On Fri, Mar 31, 2017 at 10:40 AM, Anastasia Lubennikova
<a(dot)lubennikova(at)postgrespro(dot)ru> wrote:
> But I haven't considered the possibility of index_form_tuple() failure.
> Fixed in this version of the patch. Now it creates a copy of tupledesc to
> pass it to index_form_tuple.

I think that we need to be 100% sure that index_truncate_tuple() will
not generate an IndexTuple that is larger than the original.
Otherwise, you could violate the "1/3 of page size exceeded" thing.
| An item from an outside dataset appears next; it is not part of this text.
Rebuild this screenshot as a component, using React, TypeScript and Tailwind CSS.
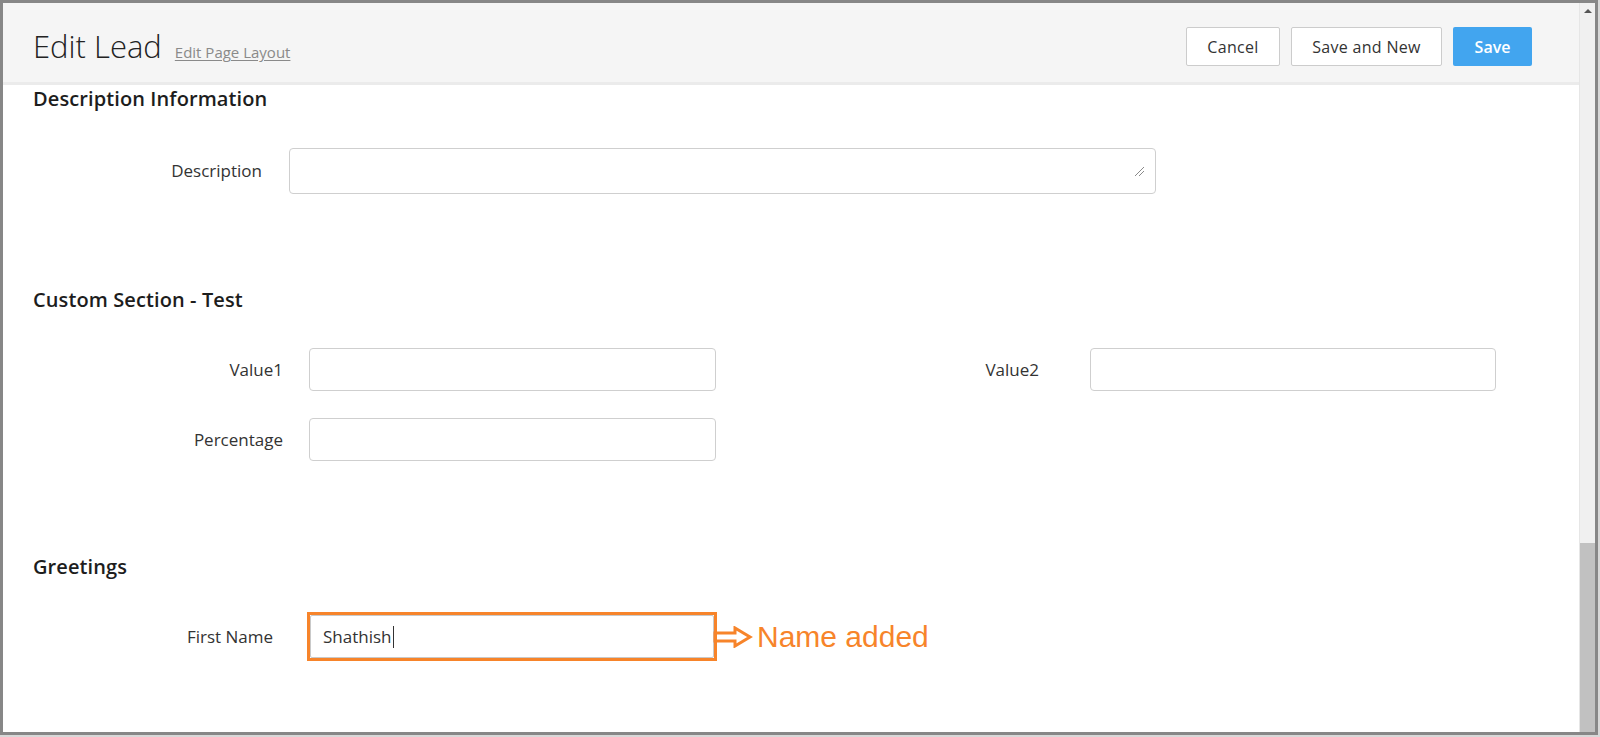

We
need to catch that when the user actually inserts an oversized value.
After that, it's always too late. (See my remarks to Tom on other
thread about this, too.)

> We'd discussed with other reviewers, they suggested index_truncate_tuple()
> instead of index_reform_tuple().
> I think that this name reflects the essence of the function clear enough and
> don't feel like renaming it again.

+1.

Feedback so far:

* index_truncate_tuple() should have as an argument the number of
attributes. No need to "#include utils/rel.h" that way.

* I think that we should store this (the number of attributes), and
use it directly when comparing, per my remarks to Tom over on that
other thread. We should also use the free bit within
IndexTupleData.t_info, to indicate that the IndexTuple was truncated,
just to make it clear to everyone that might care that that's how
these truncated IndexTuples need to be represented.

Doing this would have no real impact on your patch, because for you
this will be 100% redundant. It will help external tools, and perhaps
another, more general suffix truncation patch that comes in the
future. We should try very hard to have a future-proof on-disk
representation. I think that this is quite possible.

* I suggest adding a "can't happen" defensive check + error that
checks that the tuple returned by index_truncate_tuple() is sized <=
the original. This cannot be allowed to ever happen. (Not that I think
it will.)

* I see a small bug. You forgot to teach _bt_findsplitloc() about
truncation. It does this currently, which you did not update:

/*
* The first item on the right page becomes the high key of the left page;
* therefore it counts against left space as well as right space.
*/
leftfree -= firstrightitemsz;

I think that this accounting needs to be fixed.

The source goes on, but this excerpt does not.